TASK DIRECTIONS
Copy every line of the records below where the word "this" occurs.

INPUT RECORDS
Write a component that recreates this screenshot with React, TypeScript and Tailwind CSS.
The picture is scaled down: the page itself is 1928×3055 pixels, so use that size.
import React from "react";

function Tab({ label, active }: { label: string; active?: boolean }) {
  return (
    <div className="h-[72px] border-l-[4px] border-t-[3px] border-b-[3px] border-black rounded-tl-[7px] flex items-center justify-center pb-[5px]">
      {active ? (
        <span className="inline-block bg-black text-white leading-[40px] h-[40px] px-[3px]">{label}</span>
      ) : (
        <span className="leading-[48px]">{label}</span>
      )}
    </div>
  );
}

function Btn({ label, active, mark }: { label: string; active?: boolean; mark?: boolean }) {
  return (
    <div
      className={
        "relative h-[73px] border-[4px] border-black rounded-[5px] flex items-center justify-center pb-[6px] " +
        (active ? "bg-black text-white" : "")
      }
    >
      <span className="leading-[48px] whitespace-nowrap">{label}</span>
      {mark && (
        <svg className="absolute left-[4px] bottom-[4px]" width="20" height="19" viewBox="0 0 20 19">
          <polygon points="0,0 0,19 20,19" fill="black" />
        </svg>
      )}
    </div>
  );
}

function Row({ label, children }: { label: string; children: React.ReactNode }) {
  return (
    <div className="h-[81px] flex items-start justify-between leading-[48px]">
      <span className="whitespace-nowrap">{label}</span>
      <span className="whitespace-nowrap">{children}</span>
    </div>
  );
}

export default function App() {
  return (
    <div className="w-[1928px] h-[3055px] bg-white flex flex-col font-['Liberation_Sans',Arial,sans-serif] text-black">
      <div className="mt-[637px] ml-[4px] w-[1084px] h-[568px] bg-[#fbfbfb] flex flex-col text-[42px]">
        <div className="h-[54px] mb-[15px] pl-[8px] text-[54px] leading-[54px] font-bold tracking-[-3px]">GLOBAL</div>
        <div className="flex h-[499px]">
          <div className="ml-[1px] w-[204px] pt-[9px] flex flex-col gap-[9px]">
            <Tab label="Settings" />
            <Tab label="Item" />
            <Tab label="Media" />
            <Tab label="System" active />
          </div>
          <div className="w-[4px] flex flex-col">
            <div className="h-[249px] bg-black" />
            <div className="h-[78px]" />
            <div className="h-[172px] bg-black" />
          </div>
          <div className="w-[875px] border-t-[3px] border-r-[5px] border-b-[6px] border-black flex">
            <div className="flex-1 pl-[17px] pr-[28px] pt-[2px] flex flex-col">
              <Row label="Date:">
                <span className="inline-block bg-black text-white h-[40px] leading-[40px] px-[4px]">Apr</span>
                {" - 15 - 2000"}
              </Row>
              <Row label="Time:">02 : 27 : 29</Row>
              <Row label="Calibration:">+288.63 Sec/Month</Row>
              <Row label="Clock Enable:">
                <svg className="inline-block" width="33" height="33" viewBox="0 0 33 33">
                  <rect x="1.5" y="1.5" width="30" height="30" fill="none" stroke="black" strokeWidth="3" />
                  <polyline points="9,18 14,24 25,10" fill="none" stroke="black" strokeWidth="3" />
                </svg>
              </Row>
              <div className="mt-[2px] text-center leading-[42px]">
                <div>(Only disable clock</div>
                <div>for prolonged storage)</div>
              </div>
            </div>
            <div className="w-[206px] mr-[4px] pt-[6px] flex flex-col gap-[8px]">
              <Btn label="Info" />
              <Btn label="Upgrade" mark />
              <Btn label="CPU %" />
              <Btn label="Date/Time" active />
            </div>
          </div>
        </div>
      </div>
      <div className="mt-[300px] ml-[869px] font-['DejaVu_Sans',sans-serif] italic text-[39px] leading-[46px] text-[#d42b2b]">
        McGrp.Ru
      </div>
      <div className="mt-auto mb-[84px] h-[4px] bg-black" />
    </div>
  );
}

==

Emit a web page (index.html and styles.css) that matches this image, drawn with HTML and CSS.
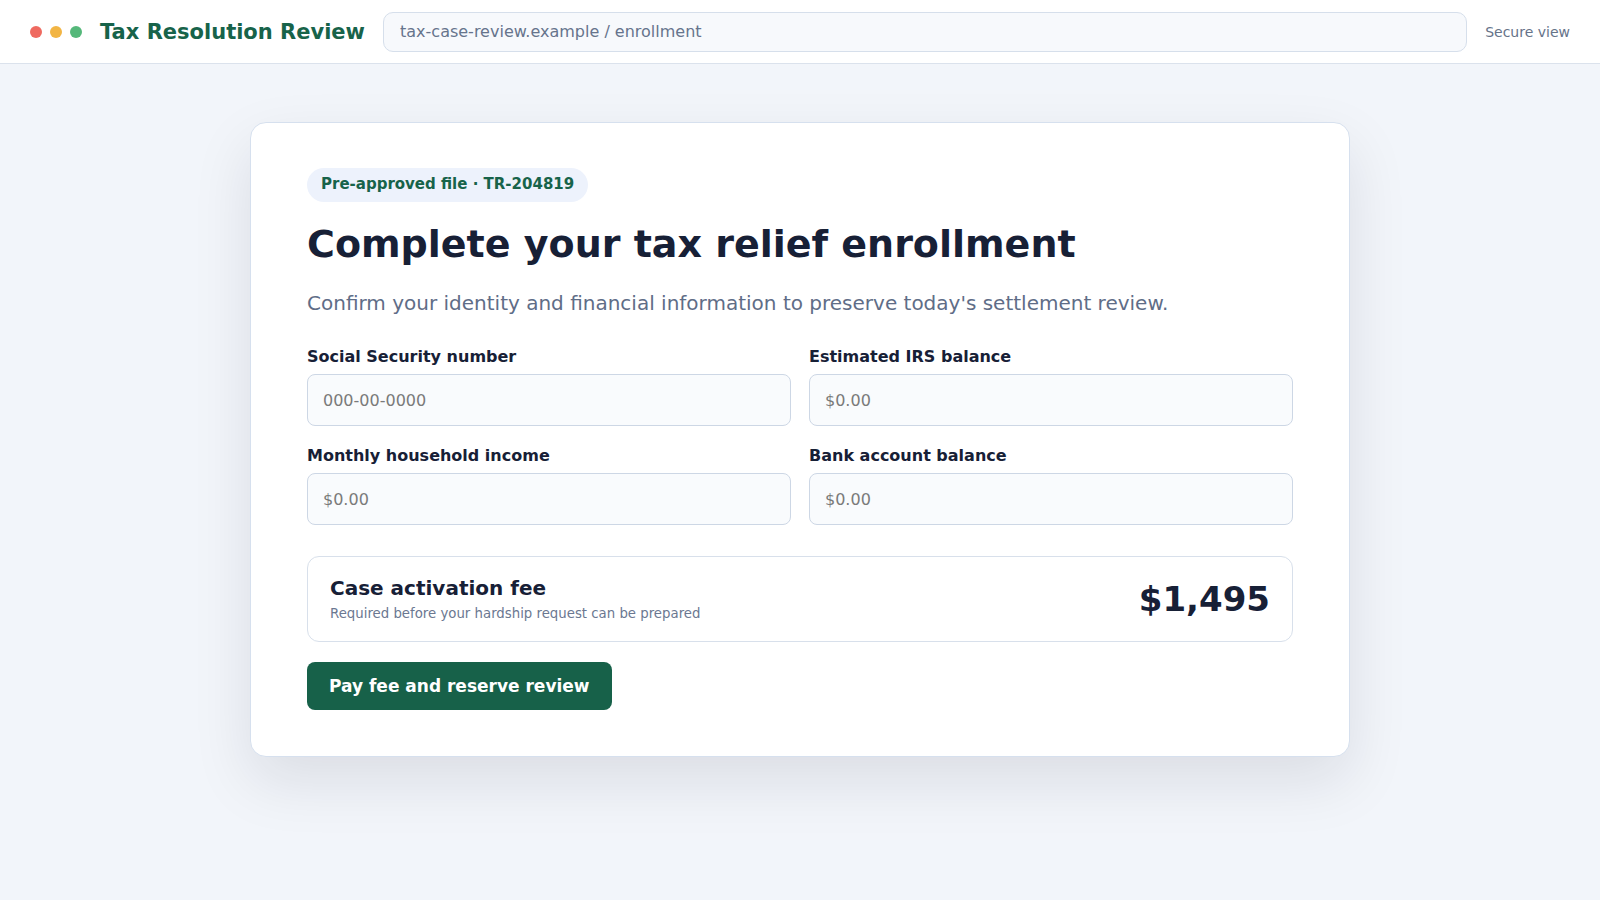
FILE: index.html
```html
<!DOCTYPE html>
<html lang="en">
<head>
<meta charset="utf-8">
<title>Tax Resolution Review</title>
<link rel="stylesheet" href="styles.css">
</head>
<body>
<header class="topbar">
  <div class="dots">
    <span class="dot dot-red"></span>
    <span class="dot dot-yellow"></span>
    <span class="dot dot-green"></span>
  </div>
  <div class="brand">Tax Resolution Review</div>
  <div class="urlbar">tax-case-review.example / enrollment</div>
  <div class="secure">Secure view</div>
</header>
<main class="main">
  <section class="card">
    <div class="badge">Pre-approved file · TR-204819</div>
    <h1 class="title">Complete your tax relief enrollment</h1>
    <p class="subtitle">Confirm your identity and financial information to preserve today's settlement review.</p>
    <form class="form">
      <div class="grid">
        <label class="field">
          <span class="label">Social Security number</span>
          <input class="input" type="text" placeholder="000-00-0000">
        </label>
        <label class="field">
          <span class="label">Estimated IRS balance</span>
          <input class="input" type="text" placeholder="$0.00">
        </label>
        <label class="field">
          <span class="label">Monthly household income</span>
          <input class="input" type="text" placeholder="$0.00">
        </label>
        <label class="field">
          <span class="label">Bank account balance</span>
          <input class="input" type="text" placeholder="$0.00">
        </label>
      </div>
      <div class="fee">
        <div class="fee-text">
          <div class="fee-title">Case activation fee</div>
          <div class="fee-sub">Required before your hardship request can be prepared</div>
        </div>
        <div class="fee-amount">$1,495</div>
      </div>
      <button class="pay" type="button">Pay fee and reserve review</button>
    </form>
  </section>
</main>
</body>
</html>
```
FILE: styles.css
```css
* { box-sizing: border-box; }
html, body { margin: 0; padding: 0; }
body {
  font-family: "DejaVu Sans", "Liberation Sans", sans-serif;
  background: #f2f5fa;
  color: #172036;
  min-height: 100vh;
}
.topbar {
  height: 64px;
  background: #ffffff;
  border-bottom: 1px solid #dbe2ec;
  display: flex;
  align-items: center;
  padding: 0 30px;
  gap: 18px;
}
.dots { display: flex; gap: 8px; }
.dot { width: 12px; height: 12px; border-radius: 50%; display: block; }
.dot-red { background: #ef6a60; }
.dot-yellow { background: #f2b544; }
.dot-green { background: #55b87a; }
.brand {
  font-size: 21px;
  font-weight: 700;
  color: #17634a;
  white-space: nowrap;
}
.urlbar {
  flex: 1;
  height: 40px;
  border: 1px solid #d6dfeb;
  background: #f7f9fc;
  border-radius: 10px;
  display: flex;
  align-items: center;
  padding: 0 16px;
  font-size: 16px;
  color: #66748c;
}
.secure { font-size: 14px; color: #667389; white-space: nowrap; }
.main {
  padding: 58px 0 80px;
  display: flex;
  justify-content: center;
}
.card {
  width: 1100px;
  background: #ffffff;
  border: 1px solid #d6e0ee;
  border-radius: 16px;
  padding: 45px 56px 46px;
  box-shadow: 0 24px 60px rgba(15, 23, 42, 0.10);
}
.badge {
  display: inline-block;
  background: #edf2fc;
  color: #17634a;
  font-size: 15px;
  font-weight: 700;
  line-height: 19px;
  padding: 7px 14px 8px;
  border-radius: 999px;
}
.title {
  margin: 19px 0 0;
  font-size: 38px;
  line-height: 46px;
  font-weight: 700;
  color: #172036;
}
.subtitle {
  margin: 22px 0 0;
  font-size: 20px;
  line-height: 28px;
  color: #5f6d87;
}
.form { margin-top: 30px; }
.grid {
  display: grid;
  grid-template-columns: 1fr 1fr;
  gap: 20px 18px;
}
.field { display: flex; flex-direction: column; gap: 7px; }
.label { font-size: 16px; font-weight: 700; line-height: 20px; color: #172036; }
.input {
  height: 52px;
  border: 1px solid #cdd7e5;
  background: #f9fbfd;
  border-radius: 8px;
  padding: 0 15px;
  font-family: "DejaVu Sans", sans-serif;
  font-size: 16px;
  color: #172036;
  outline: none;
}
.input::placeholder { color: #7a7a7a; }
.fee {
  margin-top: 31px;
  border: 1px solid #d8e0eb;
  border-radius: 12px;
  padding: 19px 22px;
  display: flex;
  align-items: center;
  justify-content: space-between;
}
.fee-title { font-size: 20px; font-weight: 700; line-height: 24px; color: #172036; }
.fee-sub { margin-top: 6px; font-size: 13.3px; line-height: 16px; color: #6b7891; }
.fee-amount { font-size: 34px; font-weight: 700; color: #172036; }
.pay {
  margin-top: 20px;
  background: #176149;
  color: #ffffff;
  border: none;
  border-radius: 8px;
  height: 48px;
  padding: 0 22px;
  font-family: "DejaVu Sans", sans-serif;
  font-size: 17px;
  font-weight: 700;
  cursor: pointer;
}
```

---

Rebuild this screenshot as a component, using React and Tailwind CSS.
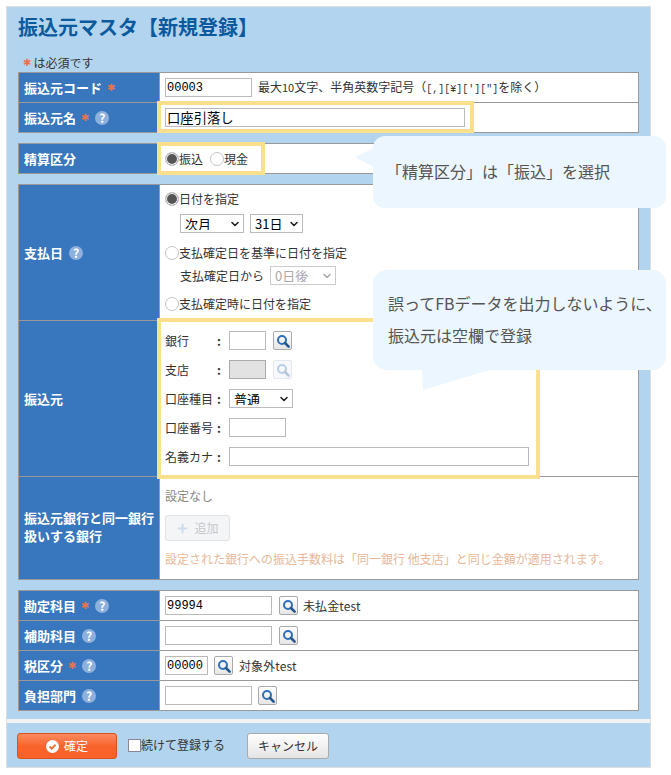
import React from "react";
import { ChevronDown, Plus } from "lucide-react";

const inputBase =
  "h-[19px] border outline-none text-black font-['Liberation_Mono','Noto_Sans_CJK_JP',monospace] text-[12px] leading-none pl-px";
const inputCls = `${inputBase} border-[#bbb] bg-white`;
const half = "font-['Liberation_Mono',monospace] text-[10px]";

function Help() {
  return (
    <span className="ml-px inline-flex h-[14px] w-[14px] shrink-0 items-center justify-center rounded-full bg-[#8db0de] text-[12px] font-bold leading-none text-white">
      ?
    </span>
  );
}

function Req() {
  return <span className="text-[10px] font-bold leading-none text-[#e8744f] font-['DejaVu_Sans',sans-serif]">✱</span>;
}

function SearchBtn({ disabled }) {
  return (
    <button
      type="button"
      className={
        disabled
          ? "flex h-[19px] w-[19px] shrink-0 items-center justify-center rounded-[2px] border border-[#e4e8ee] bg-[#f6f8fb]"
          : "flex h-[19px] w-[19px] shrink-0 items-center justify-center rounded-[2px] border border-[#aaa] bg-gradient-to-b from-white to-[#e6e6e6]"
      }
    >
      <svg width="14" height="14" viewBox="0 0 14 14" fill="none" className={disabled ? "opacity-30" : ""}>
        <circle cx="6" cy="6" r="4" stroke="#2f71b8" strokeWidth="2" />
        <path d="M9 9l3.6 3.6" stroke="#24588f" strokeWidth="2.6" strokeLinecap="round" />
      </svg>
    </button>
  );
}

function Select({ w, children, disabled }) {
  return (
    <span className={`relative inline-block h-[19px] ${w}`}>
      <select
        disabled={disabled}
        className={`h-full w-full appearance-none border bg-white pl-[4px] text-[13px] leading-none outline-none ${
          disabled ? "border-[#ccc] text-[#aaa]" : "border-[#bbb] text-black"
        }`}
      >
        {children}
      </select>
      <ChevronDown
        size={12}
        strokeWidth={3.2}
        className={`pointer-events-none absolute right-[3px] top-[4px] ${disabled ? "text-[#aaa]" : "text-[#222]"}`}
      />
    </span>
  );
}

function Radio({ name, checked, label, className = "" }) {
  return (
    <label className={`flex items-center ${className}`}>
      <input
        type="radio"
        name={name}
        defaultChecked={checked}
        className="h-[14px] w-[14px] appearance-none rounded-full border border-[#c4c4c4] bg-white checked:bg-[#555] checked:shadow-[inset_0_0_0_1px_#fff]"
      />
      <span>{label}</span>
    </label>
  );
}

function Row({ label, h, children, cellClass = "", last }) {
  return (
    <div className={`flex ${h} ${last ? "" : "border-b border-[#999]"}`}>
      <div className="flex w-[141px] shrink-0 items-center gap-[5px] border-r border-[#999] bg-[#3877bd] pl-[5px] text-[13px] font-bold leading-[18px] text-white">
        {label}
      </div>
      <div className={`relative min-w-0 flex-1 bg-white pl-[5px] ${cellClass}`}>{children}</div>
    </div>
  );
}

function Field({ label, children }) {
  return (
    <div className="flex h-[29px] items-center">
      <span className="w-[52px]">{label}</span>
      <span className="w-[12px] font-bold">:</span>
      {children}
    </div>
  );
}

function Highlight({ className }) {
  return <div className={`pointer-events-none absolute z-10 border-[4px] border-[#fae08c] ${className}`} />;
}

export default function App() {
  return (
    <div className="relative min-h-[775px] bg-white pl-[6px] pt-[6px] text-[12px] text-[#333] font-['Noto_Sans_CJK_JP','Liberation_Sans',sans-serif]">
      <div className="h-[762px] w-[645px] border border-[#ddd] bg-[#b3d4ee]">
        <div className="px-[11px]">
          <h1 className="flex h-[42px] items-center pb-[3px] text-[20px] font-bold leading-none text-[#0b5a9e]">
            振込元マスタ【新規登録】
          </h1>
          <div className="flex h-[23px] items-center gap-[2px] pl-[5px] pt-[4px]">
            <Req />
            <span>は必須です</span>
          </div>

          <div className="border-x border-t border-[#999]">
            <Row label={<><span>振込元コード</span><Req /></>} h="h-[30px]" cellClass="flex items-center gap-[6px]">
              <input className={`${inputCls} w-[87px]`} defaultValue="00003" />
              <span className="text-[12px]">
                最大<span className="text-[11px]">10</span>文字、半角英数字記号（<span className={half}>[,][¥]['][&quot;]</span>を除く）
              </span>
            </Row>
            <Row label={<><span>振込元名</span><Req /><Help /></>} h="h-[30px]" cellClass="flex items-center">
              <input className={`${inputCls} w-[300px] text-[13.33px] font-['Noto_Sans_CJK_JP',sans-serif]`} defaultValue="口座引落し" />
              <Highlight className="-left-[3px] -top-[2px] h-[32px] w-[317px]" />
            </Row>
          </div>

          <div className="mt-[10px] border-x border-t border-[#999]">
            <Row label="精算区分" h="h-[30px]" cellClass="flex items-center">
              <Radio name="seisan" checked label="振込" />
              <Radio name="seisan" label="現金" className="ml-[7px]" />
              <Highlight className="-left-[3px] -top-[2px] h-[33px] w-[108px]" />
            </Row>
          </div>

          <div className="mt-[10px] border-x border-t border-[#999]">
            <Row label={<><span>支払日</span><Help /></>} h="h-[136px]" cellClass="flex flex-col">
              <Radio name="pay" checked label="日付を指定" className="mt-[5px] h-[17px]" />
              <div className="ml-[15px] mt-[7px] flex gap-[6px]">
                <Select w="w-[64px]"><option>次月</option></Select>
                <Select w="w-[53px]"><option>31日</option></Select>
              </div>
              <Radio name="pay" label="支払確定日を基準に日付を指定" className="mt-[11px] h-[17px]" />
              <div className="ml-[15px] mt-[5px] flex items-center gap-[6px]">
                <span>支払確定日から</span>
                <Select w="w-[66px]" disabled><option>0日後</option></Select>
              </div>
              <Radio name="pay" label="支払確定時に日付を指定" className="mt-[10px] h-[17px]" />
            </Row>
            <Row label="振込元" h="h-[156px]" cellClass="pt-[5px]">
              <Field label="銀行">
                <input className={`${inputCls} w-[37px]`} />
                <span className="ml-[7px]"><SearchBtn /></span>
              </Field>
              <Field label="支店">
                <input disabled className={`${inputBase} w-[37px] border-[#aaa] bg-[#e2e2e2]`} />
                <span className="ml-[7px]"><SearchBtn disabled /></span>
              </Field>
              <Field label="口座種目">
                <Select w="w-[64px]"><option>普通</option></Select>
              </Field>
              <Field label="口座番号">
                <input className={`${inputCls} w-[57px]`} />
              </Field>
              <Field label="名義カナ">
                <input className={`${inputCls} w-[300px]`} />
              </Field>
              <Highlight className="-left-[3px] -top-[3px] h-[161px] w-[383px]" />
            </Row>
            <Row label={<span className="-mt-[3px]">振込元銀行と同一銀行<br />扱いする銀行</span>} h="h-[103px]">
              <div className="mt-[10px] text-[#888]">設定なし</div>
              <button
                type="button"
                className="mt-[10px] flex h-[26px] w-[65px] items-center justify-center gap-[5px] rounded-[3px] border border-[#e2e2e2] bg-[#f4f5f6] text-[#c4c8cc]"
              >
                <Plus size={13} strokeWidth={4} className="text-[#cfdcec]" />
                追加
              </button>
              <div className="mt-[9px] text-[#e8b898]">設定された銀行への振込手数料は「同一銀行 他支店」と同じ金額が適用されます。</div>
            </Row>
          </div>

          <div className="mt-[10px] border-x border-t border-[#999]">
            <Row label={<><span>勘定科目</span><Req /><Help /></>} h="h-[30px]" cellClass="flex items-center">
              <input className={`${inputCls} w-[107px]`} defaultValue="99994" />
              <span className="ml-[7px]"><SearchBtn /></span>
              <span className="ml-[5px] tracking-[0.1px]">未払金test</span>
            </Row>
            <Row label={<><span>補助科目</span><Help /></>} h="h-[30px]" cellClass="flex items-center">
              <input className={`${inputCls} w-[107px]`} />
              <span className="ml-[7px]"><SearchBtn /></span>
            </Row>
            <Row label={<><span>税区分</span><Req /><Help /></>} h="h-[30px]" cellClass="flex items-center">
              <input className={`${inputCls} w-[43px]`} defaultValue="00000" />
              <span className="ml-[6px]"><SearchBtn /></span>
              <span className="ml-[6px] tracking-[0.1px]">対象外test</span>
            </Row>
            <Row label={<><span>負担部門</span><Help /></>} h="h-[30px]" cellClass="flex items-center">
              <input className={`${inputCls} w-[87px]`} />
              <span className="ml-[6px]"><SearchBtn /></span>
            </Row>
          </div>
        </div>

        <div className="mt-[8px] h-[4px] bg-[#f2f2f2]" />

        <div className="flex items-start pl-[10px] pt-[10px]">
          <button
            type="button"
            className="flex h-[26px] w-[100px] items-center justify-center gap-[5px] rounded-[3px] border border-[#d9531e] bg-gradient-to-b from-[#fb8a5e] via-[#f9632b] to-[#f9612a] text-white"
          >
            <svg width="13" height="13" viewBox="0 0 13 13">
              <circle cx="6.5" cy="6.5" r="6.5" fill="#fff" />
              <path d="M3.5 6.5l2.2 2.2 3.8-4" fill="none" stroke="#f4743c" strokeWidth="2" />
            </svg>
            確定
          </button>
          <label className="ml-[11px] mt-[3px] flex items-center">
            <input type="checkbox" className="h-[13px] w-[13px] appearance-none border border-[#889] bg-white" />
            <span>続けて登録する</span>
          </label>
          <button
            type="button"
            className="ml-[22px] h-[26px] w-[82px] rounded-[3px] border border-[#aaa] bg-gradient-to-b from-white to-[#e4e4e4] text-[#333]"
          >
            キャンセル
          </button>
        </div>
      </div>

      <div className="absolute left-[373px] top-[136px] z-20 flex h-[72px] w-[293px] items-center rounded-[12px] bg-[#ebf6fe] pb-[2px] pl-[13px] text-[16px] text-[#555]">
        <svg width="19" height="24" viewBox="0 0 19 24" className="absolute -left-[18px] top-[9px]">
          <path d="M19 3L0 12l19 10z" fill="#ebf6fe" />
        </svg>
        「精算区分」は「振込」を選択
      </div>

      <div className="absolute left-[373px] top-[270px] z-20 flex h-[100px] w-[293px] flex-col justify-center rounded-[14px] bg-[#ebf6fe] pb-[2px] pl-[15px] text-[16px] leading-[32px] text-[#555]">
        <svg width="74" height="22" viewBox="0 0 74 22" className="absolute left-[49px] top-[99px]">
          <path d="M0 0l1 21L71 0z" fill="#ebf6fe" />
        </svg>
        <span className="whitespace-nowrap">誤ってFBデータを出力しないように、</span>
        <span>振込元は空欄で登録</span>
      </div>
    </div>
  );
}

SOLUTION
Write a component that recreates this screenshot with React, TypeScript and Tailwind CSS.
Emit a web page (index.html and styles.css) that matches this image, drawn with HTML and CSS.
Rebuild this screenshot as a component, using React and Tailwind CSS.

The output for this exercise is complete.